En este disco regresa un equipo de absoluta confianza: el que formaban Pancho Varona y Antonio García de Diego, que van a realizar una producción cuidadosa con una atmósfera envolvente y acústica. El Sabina poeta se impone en textos a veces herméticos o encriptados, con un punto confesional y en los que, como señala certeramente Julio Valdéon en su canónico Sol y sombra, muestran «el tránsito definitivo a unos textos más simbolistas, a ratos crípticos, que rechazan lo narrativo, embarcados en una odisea de tintes surreales». Convive en este momento el sonetista ingenioso de Ciento volando y el hacedor de canciones, capaz de entregar una obra maestra como “Peces de ciudad” que se convertirá en una pieza más trascendente que “No permita la virgen” o “La canción más hermosa del mundo”, que aspiraban a convertirse en antológicas dentro de su repertorio. La viajera e hipnótica “Peces de ciudad” ya había sido grabada con antelación por Ana Belén.
“Peces de ciudad” era la sexta canción del disco, situada casi en su ecuador.
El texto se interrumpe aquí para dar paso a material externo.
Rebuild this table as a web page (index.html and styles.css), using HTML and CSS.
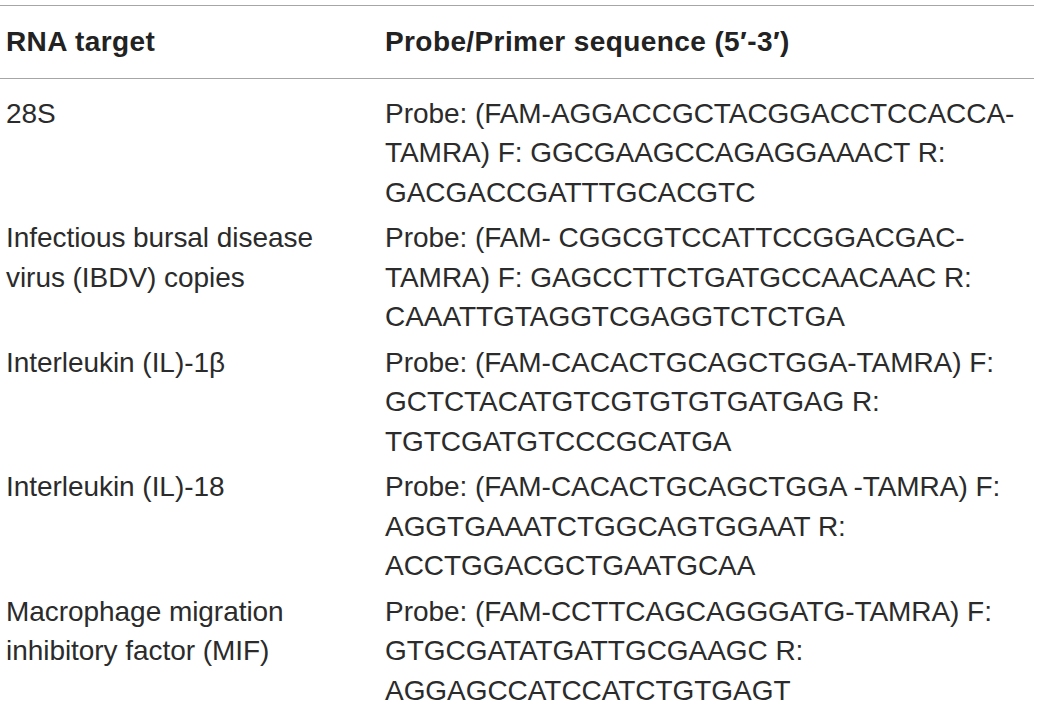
FILE: index.html
```html
<!DOCTYPE html>
<html>
<head>
<meta charset="utf-8">
<link rel="stylesheet" href="styles.css">
</head>
<body>
<table class="tbl">
  <thead>
    <tr class="head-row">
      <th class="col-a">RNA target</th>
      <th class="col-b">Probe/Primer sequence (5′-3′)</th>
    </tr>
  </thead>
  <tbody>
    <tr class="row first">
      <td>28S</td>
      <td>Probe: (FAM-AGGACCGCTACGGACCTCCACCA-<br>TAMRA) F: GGCGAAGCCAGAGGAAACT R:<br>GACGACCGATTTGCACGTC</td>
    </tr>
    <tr class="row">
      <td>Infectious bursal disease<br>virus (IBDV) copies</td>
      <td>Probe: (FAM- CGGCGTCCATTCCGGACGAC-<br>TAMRA) F: GAGCCTTCTGATGCCAACAAC R:<br>CAAATTGTAGGTCGAGGTCTCTGA</td>
    </tr>
    <tr class="row">
      <td>Interleukin (IL)-1β</td>
      <td>Probe: (FAM-CACACTGCAGCTGGA-TAMRA) F:<br>GCTCTACATGTCGTGTGTGATGAG R:<br>TGTCGATGTCCCGCATGA</td>
    </tr>
    <tr class="row">
      <td>Interleukin (IL)-18</td>
      <td>Probe: (FAM-CACACTGCAGCTGGA -TAMRA) F:<br>AGGTGAAATCTGGCAGTGGAAT R:<br>ACCTGGACGCTGAATGCAA</td>
    </tr>
    <tr class="row">
      <td>Macrophage migration<br>inhibitory factor (MIF)</td>
      <td>Probe: (FAM-CCTTCAGCAGGGATG-TAMRA) F:<br>GTGCGATATGATTGCGAAGC R:<br>AGGAGCCATCCATCTGTGAGT</td>
    </tr>
  </tbody>
</table>
</body>
</html>
```
FILE: styles.css
```css
html, body {
  margin: 0;
  padding: 0;
  background: #ffffff;
}
body {
  padding-top: 5px;
}
.tbl {
  width: 1034px;
  border-collapse: collapse;
  border-top: 1px solid #a6a6a6;
  font-family: "Liberation Sans", Arial, sans-serif;
  font-size: 28px;
  line-height: 39.5px;
  color: #2b2b2b;
  letter-spacing: -0.05px;
}
.tbl th {
  text-align: left;
  font-weight: bold;
  letter-spacing: 0.4px;
  color: #222222;
  padding: 16px 6px 16px 6px;
  border-top: 1px solid #a6a6a6;
  border-bottom: 1px solid #a6a6a6;
  vertical-align: top;
}
.col-a { width: 367px; }
.tbl td {
  padding: 3px 6px 3px 6px;
  vertical-align: top;
}
.row.first td {
  padding-top: 15px;
}
```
Antes sonaban la citada “No permita la virgen”, la inspirada y rocanrolera “Vamonos pa’l sur” —con sus jugosos coros y ese verso definitorio de “la madrugada no tiene corazón”— y que incluía el título del disco o “La canción más hermosa del mundo”, en la que derrama con su versificación incontenible brillantes imágenes acumulativas —verbigracia esa «Hispano-Olivetti con caries»— con alusiones a su infancia, a su propia encrucijada vital y al momento presente marcado por el severo contratiempo de salud. “La canción más hermosa del mundo” dibuja uno de sus muchos autorretratos cargados de provisionalidad, de fragilidad, de funambulista en el alambre y salud quebradiza. A Varona le costó darse cuenta de que en esa balada tristísima habitaba otra de las grandes canciones de Sabina.
“Como un dolor de muelas”, flor acústica inspirada por el subcomandante Marcos, es la canción más corta de un disco y precede a “69 punto G”, un agradecido contraste pop en un disco que alcanzaba su cima con ese manifiesto arrebatador que es “Peces de ciudad”, con la fatua Nueva York y el si bemol de Jacques Brel. Una canción infinita, abierta a interpretaciones, letra y melodía finamente engarzada, mano a mano con Varona, compuesta en un hotel de Lima y con algo en los acordes del “To Ramona” de Dylan.
“Peces de ciudad” es la apoteosis de un disco que se dilata más allá de lo aconsejable y desciende creativamente en el resto de sus pasajes. “El café de Nicanor”, descarte del 19 días y 500 noches, mantiene cierto pulso narrativo, pero “Lágrimas de plástico azul” es una pieza muy menor. El valsecito peruano “Yo también sé jugarme la boca” recupera el aliento poético con música de Carlos Senante, con quien la comparte asimismo en su disco Mil maneras del mismo año. Lo amoroso-trágico, el fugitivo amor que permanece y versos lapidarios y autorreferenciales como el de «las mejores promesas son esas que no hay que cumplir».
“Arenas movedizas”, versión libérrima de “I shall be released” de Dylan, y la cubanidad dionisiaca que recorre el son de “Ya eyaculé” —en diálogo con la poesía de Nicolás Guillén— conducen Dímelo en la calle a su recta final. La dupla formada por Varona y García de Diego —este en los arreglos— salva algunas canciones del lugar común.
Dímelo en la calle concluía con la confesional y tangueada “Cuando me hablan del destino”, en la que brillaba la guitarra portuguesa de García de Diego. De una canción de espejismos rosicleres se pasaba a la torrencial ranchera “Camas vacías”, que eleva el álbum antes de entregar su último suspiro con la inane y torrentera “Semos diferentes”, que no debiera haber formado parte del disco y mucho menos haberlo clausurado.